Latar Belakang Meutya Hafid
Meutya Hafid merupakan sosok wanita yang lahir di Bandung, Jawa Barat pada 3 Mei 1978. Meutya pernah memperoleh gelar sarjana melalui Universitas New South Wales, Australia dengan jurusan Manufacturing Engineer yang lulus pada tahun 2011. Selanjutnya dia melanjutkan jenjang pendidikannya dengan memperoleh gelar Master di Universitas Indonesia yang lulus pada tahun 2018.
Meutya sebelumnya juga pernah berkarir dalam dunia jurnalistik selama 7 tahun sebagai salah satu reporter televisi di salah satu media nasional, Metro TV. Selama 7 tahun menjalani karir sebagai jurnalis, dia kerap menerima berbagai insiden menegangkan.

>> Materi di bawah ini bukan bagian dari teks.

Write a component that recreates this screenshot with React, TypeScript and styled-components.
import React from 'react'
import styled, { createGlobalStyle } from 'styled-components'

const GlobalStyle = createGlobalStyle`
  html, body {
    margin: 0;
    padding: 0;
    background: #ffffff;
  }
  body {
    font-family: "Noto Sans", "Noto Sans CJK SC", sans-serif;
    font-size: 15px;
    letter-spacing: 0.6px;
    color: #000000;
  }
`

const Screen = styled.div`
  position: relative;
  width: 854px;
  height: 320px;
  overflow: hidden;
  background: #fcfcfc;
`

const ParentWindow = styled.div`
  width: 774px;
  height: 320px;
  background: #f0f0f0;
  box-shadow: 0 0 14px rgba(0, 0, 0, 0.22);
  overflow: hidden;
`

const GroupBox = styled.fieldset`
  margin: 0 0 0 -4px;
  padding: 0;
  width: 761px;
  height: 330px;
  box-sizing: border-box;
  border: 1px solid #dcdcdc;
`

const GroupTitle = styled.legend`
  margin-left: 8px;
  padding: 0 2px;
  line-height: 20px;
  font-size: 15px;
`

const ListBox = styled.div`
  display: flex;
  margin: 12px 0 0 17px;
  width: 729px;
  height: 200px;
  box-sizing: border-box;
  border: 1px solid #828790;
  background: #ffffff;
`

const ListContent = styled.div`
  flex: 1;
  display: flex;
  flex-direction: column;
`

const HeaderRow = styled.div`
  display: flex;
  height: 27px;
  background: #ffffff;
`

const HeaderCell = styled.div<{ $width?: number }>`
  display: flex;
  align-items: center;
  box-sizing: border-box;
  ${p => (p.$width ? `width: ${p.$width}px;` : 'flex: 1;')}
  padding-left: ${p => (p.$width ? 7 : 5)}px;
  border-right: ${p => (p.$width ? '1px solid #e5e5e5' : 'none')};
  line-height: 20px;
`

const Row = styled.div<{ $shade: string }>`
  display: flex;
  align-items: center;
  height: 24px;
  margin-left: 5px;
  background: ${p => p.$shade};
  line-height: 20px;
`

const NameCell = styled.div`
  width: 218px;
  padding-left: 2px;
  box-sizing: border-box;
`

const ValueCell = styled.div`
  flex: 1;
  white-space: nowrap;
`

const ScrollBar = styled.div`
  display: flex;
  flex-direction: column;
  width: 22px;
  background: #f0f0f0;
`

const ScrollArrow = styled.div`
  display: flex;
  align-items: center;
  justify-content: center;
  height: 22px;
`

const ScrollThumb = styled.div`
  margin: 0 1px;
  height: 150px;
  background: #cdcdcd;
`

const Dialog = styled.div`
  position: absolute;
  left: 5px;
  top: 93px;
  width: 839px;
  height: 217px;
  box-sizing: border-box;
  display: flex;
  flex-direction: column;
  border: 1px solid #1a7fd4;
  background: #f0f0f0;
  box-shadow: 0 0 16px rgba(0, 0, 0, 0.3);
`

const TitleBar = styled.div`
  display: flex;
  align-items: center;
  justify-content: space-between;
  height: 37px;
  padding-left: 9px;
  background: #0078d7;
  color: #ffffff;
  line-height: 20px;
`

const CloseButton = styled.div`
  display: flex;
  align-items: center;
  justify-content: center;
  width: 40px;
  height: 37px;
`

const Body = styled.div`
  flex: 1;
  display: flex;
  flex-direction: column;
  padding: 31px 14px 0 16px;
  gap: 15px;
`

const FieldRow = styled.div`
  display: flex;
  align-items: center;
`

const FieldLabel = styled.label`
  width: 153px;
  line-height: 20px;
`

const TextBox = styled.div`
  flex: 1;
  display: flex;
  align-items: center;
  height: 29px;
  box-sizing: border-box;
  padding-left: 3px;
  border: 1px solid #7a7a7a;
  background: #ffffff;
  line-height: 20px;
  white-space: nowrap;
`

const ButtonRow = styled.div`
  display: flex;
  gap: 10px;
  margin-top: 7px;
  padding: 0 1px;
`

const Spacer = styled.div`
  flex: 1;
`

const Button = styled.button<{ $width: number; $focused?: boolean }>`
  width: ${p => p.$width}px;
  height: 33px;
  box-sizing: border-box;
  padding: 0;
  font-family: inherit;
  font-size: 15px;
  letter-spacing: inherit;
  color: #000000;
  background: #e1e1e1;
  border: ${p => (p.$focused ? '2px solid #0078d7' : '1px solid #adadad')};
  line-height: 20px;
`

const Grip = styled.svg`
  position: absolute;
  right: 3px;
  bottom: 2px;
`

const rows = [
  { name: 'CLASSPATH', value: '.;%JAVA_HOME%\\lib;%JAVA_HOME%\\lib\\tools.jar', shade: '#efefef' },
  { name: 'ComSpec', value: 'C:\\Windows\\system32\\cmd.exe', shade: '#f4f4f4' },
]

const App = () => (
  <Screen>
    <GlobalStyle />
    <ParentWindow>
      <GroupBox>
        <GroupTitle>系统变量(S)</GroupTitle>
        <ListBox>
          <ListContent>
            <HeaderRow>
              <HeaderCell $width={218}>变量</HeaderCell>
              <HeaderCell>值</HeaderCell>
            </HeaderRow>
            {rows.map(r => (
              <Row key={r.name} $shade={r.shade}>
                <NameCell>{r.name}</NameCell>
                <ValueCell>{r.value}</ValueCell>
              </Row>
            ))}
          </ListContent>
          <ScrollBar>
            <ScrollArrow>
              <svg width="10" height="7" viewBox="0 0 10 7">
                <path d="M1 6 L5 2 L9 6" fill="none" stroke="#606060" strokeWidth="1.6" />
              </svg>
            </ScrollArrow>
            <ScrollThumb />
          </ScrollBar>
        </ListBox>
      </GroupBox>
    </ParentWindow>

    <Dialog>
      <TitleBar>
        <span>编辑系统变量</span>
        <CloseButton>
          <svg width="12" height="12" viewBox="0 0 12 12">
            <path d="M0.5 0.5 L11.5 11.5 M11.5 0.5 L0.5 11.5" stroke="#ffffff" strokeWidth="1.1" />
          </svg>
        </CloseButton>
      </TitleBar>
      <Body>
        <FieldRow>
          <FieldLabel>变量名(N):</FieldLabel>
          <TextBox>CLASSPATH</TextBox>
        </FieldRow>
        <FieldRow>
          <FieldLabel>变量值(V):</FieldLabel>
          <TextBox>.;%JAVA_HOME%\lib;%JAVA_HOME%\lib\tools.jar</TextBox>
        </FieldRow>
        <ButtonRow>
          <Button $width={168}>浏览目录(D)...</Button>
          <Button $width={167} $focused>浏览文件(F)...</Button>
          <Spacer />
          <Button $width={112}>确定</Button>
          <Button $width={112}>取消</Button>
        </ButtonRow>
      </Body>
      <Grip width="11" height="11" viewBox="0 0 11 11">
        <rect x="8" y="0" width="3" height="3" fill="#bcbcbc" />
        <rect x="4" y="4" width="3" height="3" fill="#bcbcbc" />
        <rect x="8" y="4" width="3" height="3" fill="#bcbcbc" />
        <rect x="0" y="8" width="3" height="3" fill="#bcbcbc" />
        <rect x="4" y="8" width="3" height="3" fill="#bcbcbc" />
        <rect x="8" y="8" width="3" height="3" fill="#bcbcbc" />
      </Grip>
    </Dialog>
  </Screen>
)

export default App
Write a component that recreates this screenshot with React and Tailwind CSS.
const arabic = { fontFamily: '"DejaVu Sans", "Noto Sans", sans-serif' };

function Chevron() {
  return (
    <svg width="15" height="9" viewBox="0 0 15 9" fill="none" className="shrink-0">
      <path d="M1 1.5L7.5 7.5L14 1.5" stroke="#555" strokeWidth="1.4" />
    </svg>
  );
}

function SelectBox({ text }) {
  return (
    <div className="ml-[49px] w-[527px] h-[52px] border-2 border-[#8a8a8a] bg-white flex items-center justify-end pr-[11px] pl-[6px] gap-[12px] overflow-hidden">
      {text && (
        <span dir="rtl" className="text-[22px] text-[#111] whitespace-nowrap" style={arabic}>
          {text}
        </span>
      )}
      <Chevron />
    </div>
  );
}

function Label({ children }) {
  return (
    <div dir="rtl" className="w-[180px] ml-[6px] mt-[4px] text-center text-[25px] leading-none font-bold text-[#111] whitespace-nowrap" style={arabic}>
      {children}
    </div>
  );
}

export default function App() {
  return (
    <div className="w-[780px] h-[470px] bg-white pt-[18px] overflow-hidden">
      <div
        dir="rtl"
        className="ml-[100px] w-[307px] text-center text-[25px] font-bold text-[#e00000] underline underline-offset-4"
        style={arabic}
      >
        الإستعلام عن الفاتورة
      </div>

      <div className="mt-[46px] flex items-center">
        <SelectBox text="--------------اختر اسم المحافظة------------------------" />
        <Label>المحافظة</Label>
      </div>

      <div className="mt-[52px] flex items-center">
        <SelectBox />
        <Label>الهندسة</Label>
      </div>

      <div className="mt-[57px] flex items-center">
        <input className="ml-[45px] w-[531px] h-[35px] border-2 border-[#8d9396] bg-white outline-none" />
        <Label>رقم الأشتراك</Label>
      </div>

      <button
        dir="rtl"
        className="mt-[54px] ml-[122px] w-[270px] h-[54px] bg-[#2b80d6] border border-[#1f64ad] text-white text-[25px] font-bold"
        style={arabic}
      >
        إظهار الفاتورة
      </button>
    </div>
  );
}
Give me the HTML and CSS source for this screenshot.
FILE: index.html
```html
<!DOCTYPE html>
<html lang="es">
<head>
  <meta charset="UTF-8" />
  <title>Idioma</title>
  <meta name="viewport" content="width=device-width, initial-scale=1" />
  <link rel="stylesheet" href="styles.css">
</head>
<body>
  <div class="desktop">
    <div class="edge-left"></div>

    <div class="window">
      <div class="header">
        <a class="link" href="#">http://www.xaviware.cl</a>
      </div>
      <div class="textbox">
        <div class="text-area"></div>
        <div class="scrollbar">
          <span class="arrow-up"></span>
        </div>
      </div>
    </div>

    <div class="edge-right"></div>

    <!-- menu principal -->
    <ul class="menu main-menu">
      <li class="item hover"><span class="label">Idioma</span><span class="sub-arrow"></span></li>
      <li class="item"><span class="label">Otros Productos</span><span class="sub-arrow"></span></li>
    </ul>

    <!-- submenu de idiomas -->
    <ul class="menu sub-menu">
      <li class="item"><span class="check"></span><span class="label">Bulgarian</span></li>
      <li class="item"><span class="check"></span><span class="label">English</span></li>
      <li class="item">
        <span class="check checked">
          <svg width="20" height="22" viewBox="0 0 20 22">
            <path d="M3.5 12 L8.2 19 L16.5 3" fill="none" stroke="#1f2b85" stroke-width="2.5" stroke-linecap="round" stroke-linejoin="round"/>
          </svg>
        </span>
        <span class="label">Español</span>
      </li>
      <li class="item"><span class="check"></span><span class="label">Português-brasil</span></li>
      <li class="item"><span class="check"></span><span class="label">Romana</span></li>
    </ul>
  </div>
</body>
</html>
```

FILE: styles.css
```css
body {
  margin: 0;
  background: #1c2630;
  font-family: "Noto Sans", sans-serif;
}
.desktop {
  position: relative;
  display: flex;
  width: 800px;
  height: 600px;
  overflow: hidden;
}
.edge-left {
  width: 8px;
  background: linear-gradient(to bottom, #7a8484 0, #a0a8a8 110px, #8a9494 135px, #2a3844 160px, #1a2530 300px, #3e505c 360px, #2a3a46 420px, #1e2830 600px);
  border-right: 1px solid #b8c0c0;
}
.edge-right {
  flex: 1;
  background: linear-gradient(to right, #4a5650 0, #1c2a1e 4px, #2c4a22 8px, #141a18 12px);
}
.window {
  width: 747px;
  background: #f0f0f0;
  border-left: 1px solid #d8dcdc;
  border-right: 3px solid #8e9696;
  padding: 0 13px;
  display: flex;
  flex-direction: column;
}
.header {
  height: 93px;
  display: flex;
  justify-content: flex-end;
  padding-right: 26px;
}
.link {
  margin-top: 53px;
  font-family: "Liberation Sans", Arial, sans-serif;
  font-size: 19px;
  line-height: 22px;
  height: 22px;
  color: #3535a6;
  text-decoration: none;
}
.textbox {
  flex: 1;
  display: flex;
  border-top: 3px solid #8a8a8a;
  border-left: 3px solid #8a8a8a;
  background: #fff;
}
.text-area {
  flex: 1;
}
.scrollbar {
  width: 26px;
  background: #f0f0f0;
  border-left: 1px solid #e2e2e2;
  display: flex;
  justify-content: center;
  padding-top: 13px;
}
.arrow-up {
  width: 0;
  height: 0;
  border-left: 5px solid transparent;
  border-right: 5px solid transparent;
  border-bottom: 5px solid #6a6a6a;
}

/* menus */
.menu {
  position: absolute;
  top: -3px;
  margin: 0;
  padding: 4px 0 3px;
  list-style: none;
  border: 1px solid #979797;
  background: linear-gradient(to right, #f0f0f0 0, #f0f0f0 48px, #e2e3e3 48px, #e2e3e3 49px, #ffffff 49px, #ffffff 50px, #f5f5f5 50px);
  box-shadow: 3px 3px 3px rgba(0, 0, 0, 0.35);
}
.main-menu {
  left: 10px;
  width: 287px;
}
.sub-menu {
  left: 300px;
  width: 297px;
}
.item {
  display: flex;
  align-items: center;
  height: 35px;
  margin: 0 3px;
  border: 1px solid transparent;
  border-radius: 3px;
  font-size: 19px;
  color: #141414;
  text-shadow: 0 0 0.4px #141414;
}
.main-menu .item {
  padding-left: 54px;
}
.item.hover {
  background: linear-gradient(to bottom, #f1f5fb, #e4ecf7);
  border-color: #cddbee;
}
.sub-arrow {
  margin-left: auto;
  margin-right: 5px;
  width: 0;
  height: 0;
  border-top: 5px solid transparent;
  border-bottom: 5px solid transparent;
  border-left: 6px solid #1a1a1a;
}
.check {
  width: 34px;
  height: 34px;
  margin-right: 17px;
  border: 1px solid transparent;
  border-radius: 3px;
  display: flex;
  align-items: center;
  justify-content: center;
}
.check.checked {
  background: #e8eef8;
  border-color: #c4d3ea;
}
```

Pada tahun 2005, Meutya mendapatkan kepercayaan untuk meliput secara langsung pemilu di Irak bersama dengan juru kameranya, Budiyanto. Dalam peliputan tersebut, dia pernah diculik dan disandera oleh salah satu kelompok bersenjata di Irak, dan ditahan selama 3 hari.
Adanya insiden penculikan tersebut, pada tahun 2007 Meutya merilis sebuah buku dengan judul 168 jam dalam Sandera: Memoar Seorang Jurnalis yang Disandera Irak.
Dalam karirnya sebagai jurnalis, dia pernah menerima sejumlah penghargaan, diantaranya adalah Penghargaan Jurnalistik Elizabeth O’Neil dari pemerintah Australia. Penghargaan tersebut memang diserahkan tiap tahun kepada para jurnalis untuk mengenang mantan Atase Pers Kedutaan Australia Elizabeth O’Neil.
Pada tahun 2012, Meutya juga pernah dinobatkan sebagai satu diantara lima Tokoh Pers Inspiratif Indonesia versi Mizan, yang dianggap sebagai tokoh besar dibalik perkembangannya jurnalis di Indonesia. Meutya menjadi satu-satunya wanita diantara lima tokoh tersebut.
Karir Politik Meutya
Awal karir politik Meutya mulai pada tahun 2010 saat dia memutuskan untuk meninggalkan Metro TV dan masuk ke dalam Partai Golkar. Semasa menjalani kader sebagai Partai Golkar, dia pernah dipercaya untuk maju dalam pemilihan calon Walikota dan Wakil Walikota daerah Binjai, Sumatera Utara, yang dipasangkan dengan H. Dhani Setiawan Isma. Namun, pasangan Meutya-Dhani kalah dalam perolehan suara di wilayah tersebut.
Pada bulan Agustus 2010, Meutya dipilih oleh Partai Golkar sebagai Anggota Dewan Perwakilan Rakyat (DPR) RI antar waktu yang menggantikan Burhan Napitupulu yang meninggal dunia.
Meutya kemudian dimasukkan dalam Komisi XI DPR RI yang membahas mengenai bidang keuangan dan Perbankan. Bertahan selama 17 bulan, kemudian Meutya dipindahkan ke Komisi I yang membahas bidang Pertahanan, Luar Negeri, Komunikasi, dan Informasi.
Pada tahun 2014, Meutya kembali mencoba peruntungannya untuk tetap bertahan sebagai anggota dewan melalui Pemilu Legislatif (Pileg) 2014. Meutya kemudian mendapatkan suara yang cukup, sehingga dapat bertahan sebagai anggota DPR.
Selanjutnya, pada 2019 Meutya mempertahankan kedudukannya sebagai salah satu anggota DPR RI. Namun, pada periode 2019-2024, Meutya dipercaya untuk menduduki Ketua Komisi I DPR RI.